Like many of my generation, I remember being spanked as a child. What was particularly unfair was that the home of my childhood was an upside down house, in that the living space was on the second floor and my bedroom was on the first floor. So when my naughtiness factor overtaxed my mother’s patience, she would yell, tell me to go to my room, and then swat my behind as I started going down the stairs. There was no way to obey the go-to-the-room command without getting spanked.
Sometime between my childhood and the time I became a mom, the attitude about spanking changed. Time-outs were in, and hitting was way out. I can guess that most of us have slipped a time or two (I can actually only remember spanking one of my kids once and I still feel awful about it. I apologize to her every time the topic comes up but she thinks I am being ridiculous since she was three at the time and has no memory of the event. But I remember it all too well and feel really guilty). But new research supports the notion that spanking is just not an option when it comes to disciplining your child(ren).

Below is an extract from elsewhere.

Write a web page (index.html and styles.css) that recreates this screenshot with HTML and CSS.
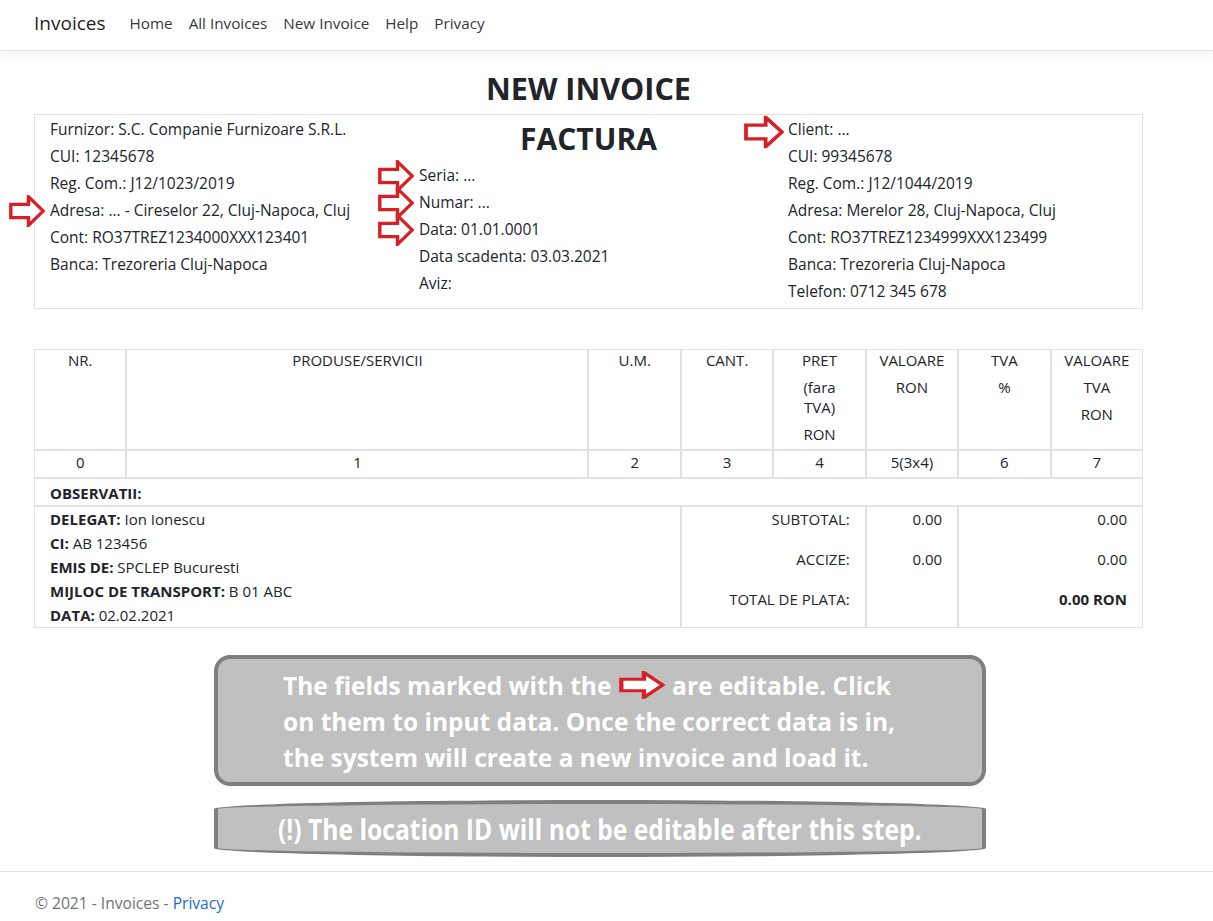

The American Academy of Pediatrics recommends against spanking, and notes that children who were spanked are more likely to “become adults who are depressed, use alcohol, have more anger, hit their own children, hit their spouses, and engage in crime and violence”. And new research from the University of New Hampshire showed that children who were spanked during the four years of the study had lower IQ points than children who were not spanked.

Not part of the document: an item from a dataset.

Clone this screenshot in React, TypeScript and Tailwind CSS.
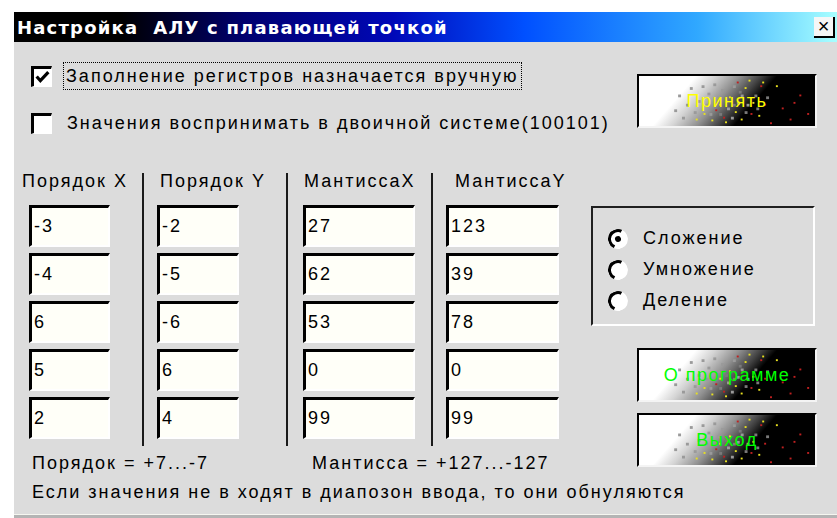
import React from "react";

type Dot = [number, number];

const yellowDots: Dot[] = [
  [58, 46], [66, 40], [74, 47], [82, 30], [92, 22], [98, 38], [108, 12], [116, 28],
  [126, 6], [88, 49], [104, 46], [122, 42], [112, 4], [140, 10],
];
const redDots: Dot[] = [
  [78, 36], [114, 40], [124, 10], [146, 34], [154, 46], [164, 20], [172, 40],
  [134, 50], [100, 6], [86, 44], [158, 28], [128, 30],
];
const grayDots: Dot[] = [
  [40, 20], [48, 30], [52, 12], [60, 26], [70, 18], [76, 8], [64, 10], [56, 38],
  [84, 14], [90, 34], [96, 10], [44, 44], [36, 36], [68, 30], [80, 22], [104, 20],
  [110, 30], [72, 40], [94, 44], [100, 28],
];
const lightDots: Dot[] = [
  [102, 16], [118, 20], [96, 30], [108, 38], [120, 34], [88, 26], [130, 22], [82, 40],
];

function Speckle() {
  return (
    <svg
      viewBox="0 0 180 54"
      preserveAspectRatio="none"
      className="absolute inset-0 w-full h-full"
    >
      {grayDots.map(([x, y], i) => (
        <rect key={"g" + i} x={x} y={y} width="3" height="3" fill="#9a9a9a" />
      ))}
      {lightDots.map(([x, y], i) => (
        <rect key={"l" + i} x={x} y={y} width="3" height="3" fill="#7a7a7a" />
      ))}
      {yellowDots.map(([x, y], i) => (
        <rect key={"y" + i} x={x} y={y} width="2" height="2" fill="#e8e020" />
      ))}
      {redDots.map(([x, y], i) => (
        <rect key={"r" + i} x={x} y={y} width="2" height="2" fill="#c02020" />
      ))}
    </svg>
  );
}

function FancyButton({ label, textClass }: { label: string; textClass: string }) {
  return (
    <div className="relative w-[180px] h-[54px] border-2 border-t-black border-l-black border-r-[#f4f4f4] border-b-[#f4f4f4] bg-[linear-gradient(131deg,#ffffff_0%,#ffffff_26%,#d4d4d4_35%,#909090_46%,#404040_56%,#000000_63%,#000000_100%)] flex items-center justify-center overflow-hidden">
      <Speckle />
      <span className={"relative text-[18px] tracking-[1.5px] " + textClass}>{label}</span>
    </div>
  );
}

function Check({ checked }: { checked: boolean }) {
  return (
    <div className="relative w-[21px] h-[21px] shrink-0 bg-white border-t-[3px] border-l-[3px] border-r border-b border-t-black border-l-black border-r-white border-b-white">
      {checked && (
        <svg viewBox="0 0 16 16" className="absolute left-[0px] top-[0px] w-[17px] h-[17px]">
          <path d="M2.5 7 L6 11 L13.5 3" stroke="black" strokeWidth="3" fill="none" />
        </svg>
      )}
    </div>
  );
}

function Radio({ checked }: { checked: boolean }) {
  return (
    <div className="relative w-[20px] h-[20px] shrink-0 rounded-full bg-white border-[3px] border-t-black border-l-black border-r-white border-b-white rotate-[-20deg]">
      {checked && (
        <div className="absolute left-1/2 top-1/2 w-[6px] h-[6px] -translate-x-1/2 -translate-y-1/2 rounded-full bg-black" />
      )}
    </div>
  );
}

function Field({ value, width }: { value: string; width: string }) {
  return (
    <div
      className={
        "h-[42px] bg-[#fffff8] border-t-[3px] border-l-[3px] border-r-2 border-b-2 border-t-black border-l-black border-r-white border-b-white flex items-center pl-[2px] text-[18px] " +
        width
      }
    >
      {value}
    </div>
  );
}

type Column = {
  title: string;
  values: string[];
  colW: string;
  headPad: string;
  fieldPad: string;
  fieldW: string;
};

const columns: Column[] = [
  { title: "Порядок X", values: ["-3", "-4", "6", "5", "2"], colW: "w-[120px]", headPad: "pl-0", fieldPad: "pl-[7px]", fieldW: "w-[81px]" },
  { title: "Порядок Y", values: ["-2", "-5", "-6", "6", "4"], colW: "w-[142px]", headPad: "pl-[16px]", fieldPad: "pl-[13px]", fieldW: "w-[82px]" },
  { title: "МантиссаX", values: ["27", "62", "53", "0", "99"], colW: "w-[143px]", headPad: "pl-[16px]", fieldPad: "pl-[15px]", fieldW: "w-[112px]" },
  { title: "МантиссаY", values: ["123", "39", "78", "0", "99"], colW: "w-[140px]", headPad: "pl-[22px]", fieldPad: "pl-[13px]", fieldW: "w-[113px]" },
];

function Separator() {
  return <div className="w-[2px] h-[273px] mt-[3px] bg-[#1a1a1a] shrink-0" />;
}

function RegisterColumn({ col }: { col: Column }) {
  return (
    <div className={"flex flex-col shrink-0 " + col.colW}>
      <div className={"h-[22px] flex items-center whitespace-nowrap " + col.headPad}>{col.title}</div>
      <div className={"mt-[13px] flex flex-col gap-[6px] " + col.fieldPad}>
        {col.values.map((v, i) => (
          <Field key={i} value={v} width={col.fieldW} />
        ))}
      </div>
    </div>
  );
}

export default function App() {
  return (
    <div className="w-[837px] h-[518px] bg-white pl-[14px] pt-[12px] overflow-hidden font-['Liberation_Sans',Arial,sans-serif] text-[18px] tracking-[2px] text-black">
      <div className="w-[823px] h-[503px] bg-[#dcdcdc] flex flex-col border-b border-b-[#f6f6f0]">
        {/* caption */}
        <div className="h-[30px] shrink-0 flex items-center justify-between pl-[3px] pr-[2px] bg-[linear-gradient(to_right,#000000_0%,#000000_13%,#00006e_28%,#0008b8_46%,#0050ff_62%,#30a8ff_83%,#a8ffff_100%)]">
          <span className="font-['DejaVu_Sans',sans-serif] font-bold text-[18px] tracking-[1.2px] text-white whitespace-nowrap">
            Настройка&nbsp; АЛУ с плавающей точкой
          </span>
          <div className="w-[21px] h-[21px] bg-[#f6f6f6] border-r-2 border-b-2 border-r-black border-b-black flex items-center justify-center text-[20px] leading-none tracking-normal">
            ×
          </div>
        </div>

        {/* client area */}
        <div className="flex flex-1">
          {/* left part */}
          <div className="w-[577px] shrink-0 flex flex-col">
            <div className="mt-[20px] h-[28px] flex items-center pl-[17px]">
              <Check checked />
              <div className="ml-[11px] h-[28px] flex items-center px-[2px] border border-dotted border-black whitespace-nowrap">
                Заполнение регистров назначается вручную
              </div>
            </div>
            <div className="mt-[19px] h-[28px] flex items-center pl-[17px]">
              <Check checked={false} />
              <div className="ml-[15px] whitespace-nowrap">
                Значения воспринимать в двоичной системе(100101)
              </div>
            </div>

            <div className="mt-[33px] h-[276px] flex pl-[8px]">
              <RegisterColumn col={columns[0]} />
              <Separator />
              <RegisterColumn col={columns[1]} />
              <Separator />
              <RegisterColumn col={columns[2]} />
              <Separator />
              <RegisterColumn col={columns[3]} />
            </div>

            <div className="mt-[7px] h-[20px] flex items-center whitespace-nowrap">
              <span className="pl-[18px] w-[298px]">Порядок = +7...-7</span>
              <span>Мантисса = +127...-127</span>
            </div>
            <div className="mt-[9px] h-[20px] flex items-center pl-[18px] whitespace-nowrap">
              Если значения не в ходят в диапозон ввода, то они обнуляются
            </div>
          </div>

          {/* right part */}
          <div className="flex flex-col">
            <div className="mt-[32px] ml-[46px]">
              <FancyButton label="Принять" textClass="text-[#ffff00]" />
            </div>

            <div className="mt-[78px] w-[224px] h-[120px] border-2 border-t-[#202020] border-l-[#202020] border-r-white border-b-white flex flex-col pt-[15px] pl-[15px]">
              {[
                { label: "Сложение", on: true },
                { label: "Умножение", on: false },
                { label: "Деление", on: false },
              ].map((r) => (
                <div key={r.label} className="h-[31px] flex items-center">
                  <Radio checked={r.on} />
                  <span className="ml-[15px] whitespace-nowrap">{r.label}</span>
                </div>
              ))}
            </div>

            <div className="mt-[22px] ml-[46px]">
              <FancyButton label="О программе" textClass="text-[#00ff00]" />
            </div>
            <div className="mt-[11px] ml-[46px]">
              <FancyButton label="Выход" textClass="text-[#00ff00]" />
            </div>
          </div>
        </div>
      </div>
      <div className="w-[823px] h-[3px] bg-[#b4b4b4]" />
    </div>
  );
}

To be honest, one has to be careful when interpreting data from observational studies like these. The gold standard of research is to do a randomized controlled trial. But in this case, that would mean taking a group of children, telling half the parents to use spanking and the other half never to spank, and then follow the children to see how they do. This would obviously not be ethical or desirable in any way. So we have to rely on observational studies, and there could be some limitations on how you interpret the data. It could be that women with lower IQ’s, who are more likely to have children with lower IQ’s, tend to spank more. It could be that children with lower IQ’s act out more, thus aggravating their parents more and increasing the likelihood of spanking. Any of these possibilities exist, which made me cringe when the lead author of the UNH study was quoted as saying, “All parents want smart children. This research shows that avoiding spanking and correcting misbehavior in other ways can help that happen.” None of the research has shown that in fact, avoiding spanking makes smarter kids. The research simply shows that the children of parents who avoid spanking have slightly higher IQ points than the children of parents who spank.

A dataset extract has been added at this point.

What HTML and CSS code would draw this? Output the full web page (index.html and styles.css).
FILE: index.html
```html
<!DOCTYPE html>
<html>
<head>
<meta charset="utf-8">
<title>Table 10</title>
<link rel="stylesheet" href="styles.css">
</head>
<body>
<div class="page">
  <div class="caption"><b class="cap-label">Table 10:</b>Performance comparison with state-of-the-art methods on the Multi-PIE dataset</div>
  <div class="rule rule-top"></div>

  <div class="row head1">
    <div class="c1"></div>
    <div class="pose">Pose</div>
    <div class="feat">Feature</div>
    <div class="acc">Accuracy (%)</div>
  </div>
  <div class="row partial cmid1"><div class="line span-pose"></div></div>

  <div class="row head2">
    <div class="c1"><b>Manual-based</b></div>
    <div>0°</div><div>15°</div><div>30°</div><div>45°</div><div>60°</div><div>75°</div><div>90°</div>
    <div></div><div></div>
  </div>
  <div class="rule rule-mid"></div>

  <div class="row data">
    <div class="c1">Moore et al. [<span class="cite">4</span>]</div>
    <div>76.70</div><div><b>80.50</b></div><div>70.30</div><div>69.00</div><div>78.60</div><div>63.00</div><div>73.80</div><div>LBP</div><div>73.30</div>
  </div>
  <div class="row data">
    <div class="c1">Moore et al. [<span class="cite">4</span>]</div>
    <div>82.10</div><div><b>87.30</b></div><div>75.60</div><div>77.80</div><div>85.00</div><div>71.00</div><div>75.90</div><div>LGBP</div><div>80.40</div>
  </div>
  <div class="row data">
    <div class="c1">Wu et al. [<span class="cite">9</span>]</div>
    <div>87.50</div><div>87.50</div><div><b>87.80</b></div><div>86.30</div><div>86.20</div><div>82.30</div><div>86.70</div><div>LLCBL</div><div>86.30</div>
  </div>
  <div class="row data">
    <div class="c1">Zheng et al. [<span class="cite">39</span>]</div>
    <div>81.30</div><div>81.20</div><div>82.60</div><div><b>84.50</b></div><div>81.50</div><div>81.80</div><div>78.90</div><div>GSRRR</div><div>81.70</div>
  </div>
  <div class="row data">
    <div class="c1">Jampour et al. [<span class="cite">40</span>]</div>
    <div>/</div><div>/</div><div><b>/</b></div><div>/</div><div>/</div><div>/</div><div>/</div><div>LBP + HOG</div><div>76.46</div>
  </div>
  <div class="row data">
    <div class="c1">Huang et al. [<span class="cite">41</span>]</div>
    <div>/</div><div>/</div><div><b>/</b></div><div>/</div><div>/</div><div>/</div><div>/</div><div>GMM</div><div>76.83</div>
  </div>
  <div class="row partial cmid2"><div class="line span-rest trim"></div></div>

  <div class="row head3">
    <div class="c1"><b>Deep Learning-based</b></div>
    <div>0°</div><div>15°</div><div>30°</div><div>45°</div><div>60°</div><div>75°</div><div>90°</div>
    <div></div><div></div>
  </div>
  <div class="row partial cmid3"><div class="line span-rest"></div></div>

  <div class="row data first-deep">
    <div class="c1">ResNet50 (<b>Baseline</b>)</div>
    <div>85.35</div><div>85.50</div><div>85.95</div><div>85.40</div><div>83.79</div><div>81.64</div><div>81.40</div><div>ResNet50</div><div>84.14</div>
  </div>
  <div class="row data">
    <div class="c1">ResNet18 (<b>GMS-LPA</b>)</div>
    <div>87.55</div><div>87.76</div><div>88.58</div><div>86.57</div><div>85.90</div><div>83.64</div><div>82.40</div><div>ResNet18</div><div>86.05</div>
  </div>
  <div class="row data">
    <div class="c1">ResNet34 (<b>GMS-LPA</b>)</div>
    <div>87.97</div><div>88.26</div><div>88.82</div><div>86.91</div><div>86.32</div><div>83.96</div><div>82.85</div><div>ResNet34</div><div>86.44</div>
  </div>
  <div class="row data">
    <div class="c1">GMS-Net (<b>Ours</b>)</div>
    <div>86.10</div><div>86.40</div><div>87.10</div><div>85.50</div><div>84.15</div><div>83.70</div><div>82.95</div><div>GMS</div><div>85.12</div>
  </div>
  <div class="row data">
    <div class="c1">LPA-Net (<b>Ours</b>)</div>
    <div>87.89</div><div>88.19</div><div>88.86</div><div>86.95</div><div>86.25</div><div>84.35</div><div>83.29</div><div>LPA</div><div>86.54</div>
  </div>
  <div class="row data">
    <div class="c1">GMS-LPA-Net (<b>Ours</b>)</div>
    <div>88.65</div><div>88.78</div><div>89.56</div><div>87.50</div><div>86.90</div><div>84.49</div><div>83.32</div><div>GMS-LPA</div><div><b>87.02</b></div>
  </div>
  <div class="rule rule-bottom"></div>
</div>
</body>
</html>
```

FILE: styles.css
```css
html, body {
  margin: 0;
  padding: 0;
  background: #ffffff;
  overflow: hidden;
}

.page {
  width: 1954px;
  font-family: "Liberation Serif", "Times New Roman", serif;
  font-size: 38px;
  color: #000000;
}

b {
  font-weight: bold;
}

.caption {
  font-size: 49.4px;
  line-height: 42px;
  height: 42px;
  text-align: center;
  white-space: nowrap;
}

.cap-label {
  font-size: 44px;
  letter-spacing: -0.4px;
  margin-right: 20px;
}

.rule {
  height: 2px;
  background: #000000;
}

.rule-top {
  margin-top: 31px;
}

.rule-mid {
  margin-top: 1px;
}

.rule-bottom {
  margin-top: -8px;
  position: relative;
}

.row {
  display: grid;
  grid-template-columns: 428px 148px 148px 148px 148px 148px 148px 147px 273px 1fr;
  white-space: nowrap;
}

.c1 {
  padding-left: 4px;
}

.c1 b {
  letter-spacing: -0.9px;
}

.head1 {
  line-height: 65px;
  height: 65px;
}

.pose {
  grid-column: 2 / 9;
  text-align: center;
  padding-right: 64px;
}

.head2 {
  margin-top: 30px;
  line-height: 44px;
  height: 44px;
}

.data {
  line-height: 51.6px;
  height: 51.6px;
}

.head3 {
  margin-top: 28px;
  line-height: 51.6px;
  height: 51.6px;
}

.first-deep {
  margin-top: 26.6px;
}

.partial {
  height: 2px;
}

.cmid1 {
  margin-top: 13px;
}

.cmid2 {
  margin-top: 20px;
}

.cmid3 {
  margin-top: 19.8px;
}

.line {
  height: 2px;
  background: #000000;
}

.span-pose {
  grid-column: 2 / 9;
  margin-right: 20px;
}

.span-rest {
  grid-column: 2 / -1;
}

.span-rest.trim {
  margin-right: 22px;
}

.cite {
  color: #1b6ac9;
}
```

But there is no advantage whatsoever of spanking. And as someone who was trained as a child psychologist, I can tell you that if you want to change a child’s behavior, punishing them for bad behavior is not nearly as effective as is rewarding them for good behavior. So if you see your five-year-old sneaking up on the cookie jar a half hour before dinner, you have two choices. You can either smack them after they take the cookie and hope that this will keep them from doing it the next time (it won’t), or you can tell them that if they carefully climb off the counter without taking the cookie, you will give them two cookies after dinner.
Adults tend to spank children when they are on overload. So the next time you are feeling emotionally depleted and one of your kids truly pushes your button, take a deep breathe and walk away. Punch a pillow, go for a run, or sing at the top of your lungs. Do anything but spank. Your child’s body and mind will benefit.